The Assembly and the Council shall proceed to elect by independent voting first the judges and then the deputy-judges.
At every election, the electors shall bear in mind that not only should all the persons appointed as members of the Court possess the qualifications required, but the whole body also should represent the main forms of civilisation and the principal legal systems of the world.
Those candidates who obtain an absolute majority of votes in the Assembly and the Council shall be considered as elected.
In the event of more than one candidate of the same nationality being elected by the votes of both the Assembly and the Council, the eldest of these only shall be considered as elected.

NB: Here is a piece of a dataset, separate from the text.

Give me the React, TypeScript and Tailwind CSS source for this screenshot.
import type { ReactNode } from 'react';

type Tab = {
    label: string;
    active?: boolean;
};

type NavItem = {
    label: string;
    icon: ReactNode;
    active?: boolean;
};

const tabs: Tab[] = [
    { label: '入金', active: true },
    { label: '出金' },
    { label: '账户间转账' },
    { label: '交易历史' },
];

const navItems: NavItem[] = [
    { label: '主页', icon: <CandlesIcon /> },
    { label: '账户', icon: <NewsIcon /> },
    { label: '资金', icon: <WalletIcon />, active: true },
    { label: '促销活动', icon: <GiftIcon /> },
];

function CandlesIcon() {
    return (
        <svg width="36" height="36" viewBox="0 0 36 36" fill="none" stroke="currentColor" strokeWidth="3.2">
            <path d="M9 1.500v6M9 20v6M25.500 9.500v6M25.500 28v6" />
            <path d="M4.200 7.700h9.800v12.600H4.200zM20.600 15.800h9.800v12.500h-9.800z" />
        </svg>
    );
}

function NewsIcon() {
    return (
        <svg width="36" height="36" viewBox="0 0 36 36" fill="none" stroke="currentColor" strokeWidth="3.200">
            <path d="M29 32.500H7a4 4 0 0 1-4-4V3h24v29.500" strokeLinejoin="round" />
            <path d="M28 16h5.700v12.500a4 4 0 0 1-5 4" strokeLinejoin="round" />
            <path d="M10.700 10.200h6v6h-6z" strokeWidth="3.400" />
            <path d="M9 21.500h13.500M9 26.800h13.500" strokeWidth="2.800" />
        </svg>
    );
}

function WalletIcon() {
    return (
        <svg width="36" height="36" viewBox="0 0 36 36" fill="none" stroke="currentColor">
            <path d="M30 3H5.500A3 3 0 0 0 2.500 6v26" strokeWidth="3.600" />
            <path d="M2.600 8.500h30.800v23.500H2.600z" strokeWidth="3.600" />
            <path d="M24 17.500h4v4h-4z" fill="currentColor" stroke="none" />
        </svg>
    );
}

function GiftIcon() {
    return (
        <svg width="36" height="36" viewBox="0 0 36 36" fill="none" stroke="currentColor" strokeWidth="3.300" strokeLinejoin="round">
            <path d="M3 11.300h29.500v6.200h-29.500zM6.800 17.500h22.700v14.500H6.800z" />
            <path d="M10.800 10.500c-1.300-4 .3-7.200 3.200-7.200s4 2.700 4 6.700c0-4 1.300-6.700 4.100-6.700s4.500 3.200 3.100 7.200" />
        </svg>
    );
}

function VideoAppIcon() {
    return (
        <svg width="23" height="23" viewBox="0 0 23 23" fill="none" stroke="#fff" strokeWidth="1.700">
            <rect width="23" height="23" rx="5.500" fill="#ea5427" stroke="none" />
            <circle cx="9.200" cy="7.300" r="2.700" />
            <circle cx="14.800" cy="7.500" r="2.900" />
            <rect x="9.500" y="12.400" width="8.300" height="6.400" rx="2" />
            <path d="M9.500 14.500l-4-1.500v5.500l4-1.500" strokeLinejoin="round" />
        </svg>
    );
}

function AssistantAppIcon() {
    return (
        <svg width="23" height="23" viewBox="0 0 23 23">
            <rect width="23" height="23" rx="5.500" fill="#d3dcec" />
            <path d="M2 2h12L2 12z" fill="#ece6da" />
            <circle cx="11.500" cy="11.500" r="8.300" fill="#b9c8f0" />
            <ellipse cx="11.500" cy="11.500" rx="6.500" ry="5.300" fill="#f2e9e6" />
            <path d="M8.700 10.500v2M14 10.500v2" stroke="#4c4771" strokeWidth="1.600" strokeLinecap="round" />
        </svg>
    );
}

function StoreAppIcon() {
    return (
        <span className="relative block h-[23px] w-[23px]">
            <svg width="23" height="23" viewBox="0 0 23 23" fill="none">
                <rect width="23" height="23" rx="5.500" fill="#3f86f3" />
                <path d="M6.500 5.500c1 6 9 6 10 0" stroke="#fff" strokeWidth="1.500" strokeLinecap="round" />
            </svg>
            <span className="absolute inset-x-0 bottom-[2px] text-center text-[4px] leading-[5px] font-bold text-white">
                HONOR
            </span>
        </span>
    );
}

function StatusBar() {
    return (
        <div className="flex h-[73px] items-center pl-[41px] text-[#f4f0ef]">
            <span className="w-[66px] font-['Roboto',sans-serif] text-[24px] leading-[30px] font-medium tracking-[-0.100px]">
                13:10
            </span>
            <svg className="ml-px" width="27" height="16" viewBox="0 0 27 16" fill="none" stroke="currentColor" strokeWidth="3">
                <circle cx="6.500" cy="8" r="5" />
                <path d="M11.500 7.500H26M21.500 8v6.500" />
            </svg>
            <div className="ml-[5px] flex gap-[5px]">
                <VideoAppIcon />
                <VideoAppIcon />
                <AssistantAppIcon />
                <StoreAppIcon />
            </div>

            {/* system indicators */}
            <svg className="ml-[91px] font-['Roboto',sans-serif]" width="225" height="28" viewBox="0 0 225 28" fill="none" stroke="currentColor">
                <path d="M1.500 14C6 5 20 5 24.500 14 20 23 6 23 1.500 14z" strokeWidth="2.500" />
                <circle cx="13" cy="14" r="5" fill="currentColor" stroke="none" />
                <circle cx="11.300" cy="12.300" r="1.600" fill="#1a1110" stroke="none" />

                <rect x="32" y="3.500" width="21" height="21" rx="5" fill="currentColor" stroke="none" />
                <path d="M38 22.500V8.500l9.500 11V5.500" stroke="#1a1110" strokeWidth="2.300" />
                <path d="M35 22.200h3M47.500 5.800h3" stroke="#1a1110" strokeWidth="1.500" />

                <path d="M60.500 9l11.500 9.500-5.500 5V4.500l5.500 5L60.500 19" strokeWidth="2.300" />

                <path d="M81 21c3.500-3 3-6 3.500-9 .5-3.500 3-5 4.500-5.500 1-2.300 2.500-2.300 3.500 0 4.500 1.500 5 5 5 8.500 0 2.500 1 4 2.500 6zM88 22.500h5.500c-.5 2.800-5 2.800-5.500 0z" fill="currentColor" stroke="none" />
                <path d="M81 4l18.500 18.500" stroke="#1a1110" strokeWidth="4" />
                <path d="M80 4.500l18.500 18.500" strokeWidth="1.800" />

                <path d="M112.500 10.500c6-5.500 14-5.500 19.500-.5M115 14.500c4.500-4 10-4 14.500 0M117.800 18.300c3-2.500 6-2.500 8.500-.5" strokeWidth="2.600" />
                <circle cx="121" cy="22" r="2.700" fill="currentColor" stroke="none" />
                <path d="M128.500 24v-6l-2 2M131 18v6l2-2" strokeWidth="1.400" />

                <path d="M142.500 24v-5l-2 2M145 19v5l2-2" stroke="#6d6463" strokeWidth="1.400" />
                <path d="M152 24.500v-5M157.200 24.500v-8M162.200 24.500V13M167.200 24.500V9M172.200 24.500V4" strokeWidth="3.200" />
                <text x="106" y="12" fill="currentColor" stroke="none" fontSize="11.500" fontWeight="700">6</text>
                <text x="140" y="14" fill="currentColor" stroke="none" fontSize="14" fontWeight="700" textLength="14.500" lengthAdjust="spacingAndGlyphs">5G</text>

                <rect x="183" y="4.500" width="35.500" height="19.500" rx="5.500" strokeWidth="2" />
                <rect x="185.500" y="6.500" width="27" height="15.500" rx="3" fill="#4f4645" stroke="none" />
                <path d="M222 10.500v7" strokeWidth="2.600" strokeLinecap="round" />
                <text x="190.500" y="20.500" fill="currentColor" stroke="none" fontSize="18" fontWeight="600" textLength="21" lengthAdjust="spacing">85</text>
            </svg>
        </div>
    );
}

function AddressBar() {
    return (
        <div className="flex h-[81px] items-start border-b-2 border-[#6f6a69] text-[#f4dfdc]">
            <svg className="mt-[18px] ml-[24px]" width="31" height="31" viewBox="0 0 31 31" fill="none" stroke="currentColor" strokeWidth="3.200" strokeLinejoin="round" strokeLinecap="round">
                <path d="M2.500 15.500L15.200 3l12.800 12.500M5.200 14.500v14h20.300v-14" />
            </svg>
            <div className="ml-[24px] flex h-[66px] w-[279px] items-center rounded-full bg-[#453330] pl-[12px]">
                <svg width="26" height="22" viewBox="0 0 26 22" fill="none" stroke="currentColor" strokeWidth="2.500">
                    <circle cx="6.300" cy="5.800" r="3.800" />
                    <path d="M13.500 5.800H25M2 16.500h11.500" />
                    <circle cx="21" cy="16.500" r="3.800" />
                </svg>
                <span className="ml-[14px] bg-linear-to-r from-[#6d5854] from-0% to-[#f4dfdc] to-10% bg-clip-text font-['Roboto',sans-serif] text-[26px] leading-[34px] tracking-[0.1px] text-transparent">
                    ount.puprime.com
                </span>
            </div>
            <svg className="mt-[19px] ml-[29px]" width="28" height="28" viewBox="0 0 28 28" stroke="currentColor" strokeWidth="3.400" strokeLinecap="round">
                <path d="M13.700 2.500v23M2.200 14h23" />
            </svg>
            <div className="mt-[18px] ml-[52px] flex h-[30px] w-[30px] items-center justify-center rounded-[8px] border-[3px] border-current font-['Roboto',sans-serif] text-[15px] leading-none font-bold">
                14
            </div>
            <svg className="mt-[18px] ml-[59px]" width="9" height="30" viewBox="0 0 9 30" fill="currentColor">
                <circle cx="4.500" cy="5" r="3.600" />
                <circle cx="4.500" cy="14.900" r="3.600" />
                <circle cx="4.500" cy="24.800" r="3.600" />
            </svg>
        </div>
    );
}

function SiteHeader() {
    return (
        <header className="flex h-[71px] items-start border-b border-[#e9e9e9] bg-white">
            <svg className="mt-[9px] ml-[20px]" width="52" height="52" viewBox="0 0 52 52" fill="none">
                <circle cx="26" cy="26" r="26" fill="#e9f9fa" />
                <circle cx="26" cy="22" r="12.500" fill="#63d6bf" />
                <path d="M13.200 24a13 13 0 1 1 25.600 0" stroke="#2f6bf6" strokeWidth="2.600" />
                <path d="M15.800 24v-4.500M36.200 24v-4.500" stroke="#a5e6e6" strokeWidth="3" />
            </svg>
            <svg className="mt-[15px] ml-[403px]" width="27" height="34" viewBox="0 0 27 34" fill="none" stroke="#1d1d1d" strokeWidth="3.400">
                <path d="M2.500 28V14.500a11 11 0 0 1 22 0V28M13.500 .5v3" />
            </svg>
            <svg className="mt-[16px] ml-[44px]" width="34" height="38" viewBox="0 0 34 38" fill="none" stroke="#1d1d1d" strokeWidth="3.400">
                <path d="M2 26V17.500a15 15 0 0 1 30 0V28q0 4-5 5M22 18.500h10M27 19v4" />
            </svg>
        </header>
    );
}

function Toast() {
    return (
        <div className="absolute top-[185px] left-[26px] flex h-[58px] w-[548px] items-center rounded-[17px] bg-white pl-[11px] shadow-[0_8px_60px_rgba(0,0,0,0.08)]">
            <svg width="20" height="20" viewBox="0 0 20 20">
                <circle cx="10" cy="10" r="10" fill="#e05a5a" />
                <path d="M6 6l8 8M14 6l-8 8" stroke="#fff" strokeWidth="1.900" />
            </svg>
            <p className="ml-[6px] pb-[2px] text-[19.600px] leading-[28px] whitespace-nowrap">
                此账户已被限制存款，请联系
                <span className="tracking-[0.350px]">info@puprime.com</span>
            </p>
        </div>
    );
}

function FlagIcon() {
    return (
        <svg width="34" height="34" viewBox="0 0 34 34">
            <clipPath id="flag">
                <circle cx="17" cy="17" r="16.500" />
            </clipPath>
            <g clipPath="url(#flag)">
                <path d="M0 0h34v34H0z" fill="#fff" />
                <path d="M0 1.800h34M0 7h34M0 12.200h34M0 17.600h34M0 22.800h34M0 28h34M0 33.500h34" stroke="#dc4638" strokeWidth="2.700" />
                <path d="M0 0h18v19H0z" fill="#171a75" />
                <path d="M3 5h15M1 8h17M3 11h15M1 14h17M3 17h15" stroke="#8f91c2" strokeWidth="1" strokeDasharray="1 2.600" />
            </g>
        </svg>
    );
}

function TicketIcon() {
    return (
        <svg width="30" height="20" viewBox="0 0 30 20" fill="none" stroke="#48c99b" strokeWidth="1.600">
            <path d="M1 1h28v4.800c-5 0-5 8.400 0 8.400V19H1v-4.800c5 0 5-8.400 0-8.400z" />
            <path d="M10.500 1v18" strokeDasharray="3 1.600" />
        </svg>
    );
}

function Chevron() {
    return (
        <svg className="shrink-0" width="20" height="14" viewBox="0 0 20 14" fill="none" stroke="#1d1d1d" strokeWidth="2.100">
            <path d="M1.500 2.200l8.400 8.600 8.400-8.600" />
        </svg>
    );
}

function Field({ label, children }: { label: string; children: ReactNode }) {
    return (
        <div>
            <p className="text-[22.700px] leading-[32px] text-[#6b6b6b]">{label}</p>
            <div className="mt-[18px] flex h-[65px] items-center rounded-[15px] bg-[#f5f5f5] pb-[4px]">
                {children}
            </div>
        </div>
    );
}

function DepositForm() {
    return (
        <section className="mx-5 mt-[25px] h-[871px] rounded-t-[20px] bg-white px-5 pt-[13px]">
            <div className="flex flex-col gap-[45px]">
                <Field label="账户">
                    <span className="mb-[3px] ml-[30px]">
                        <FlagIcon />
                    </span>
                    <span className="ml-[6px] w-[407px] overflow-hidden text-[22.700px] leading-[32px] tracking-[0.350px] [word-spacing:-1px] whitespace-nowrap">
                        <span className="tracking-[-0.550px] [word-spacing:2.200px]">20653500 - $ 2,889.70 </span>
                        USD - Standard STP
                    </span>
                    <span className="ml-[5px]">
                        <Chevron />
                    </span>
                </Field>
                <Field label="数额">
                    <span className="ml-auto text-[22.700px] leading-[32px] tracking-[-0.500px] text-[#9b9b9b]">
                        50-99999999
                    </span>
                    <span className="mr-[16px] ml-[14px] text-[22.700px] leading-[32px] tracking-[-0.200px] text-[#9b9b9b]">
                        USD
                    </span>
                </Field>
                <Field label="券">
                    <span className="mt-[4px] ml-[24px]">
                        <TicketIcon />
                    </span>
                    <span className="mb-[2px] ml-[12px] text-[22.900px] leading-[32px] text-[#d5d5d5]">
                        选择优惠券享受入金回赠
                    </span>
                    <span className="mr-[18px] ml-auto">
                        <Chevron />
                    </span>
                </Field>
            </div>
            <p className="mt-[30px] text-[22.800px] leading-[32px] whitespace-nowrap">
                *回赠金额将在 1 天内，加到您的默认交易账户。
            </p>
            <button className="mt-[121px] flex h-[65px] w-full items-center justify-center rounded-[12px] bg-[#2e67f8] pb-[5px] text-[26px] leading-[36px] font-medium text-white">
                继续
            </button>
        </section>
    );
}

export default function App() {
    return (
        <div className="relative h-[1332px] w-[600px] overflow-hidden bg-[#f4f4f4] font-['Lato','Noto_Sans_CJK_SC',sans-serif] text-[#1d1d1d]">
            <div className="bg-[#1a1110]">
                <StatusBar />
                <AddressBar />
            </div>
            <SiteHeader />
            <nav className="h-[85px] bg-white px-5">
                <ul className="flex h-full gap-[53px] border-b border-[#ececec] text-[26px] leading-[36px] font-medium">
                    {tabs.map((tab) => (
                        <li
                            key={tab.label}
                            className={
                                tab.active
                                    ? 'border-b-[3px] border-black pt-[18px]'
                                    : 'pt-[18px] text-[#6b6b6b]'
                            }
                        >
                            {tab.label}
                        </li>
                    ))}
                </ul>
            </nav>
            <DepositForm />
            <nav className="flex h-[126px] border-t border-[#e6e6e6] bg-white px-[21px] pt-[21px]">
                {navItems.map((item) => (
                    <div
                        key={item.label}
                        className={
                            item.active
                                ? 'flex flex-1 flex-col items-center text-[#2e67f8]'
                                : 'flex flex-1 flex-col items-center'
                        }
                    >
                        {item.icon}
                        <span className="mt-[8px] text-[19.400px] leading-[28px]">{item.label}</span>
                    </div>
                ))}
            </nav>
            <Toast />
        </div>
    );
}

If, after the first sitting held for the purpose of the election, one or more seats remain to be filled, a second and, if necessary, a third sitting shall take place.
If after the third sitting one or more seats still remain unfilled, a joint conference, consisting of six members, three appointed by the Assembly and three by the Council, may be formed, at any time, at the request of either the Assembly or the Council, for the purpose of choosing one name for each seat still vacant, to submit to the Assembly and the Council for their respective acceptance.
If the committee is unanimously agreed upon any person who fulfils the required conditions he may be included in its list, even though he was not included in the list of nominations made by the Court of Arbitration.
If the joint conference is not successful in procuring an election those members of the Court who have already been appointed shall, within a time limit to be arranged by the Council, proceed to fill the vacant seats by selection from amongst those candidates who have obtained votes either in the Assembly or in the Council.
In the event of an equality of votes amongst the judges, the eldest judge shall have a casting vote.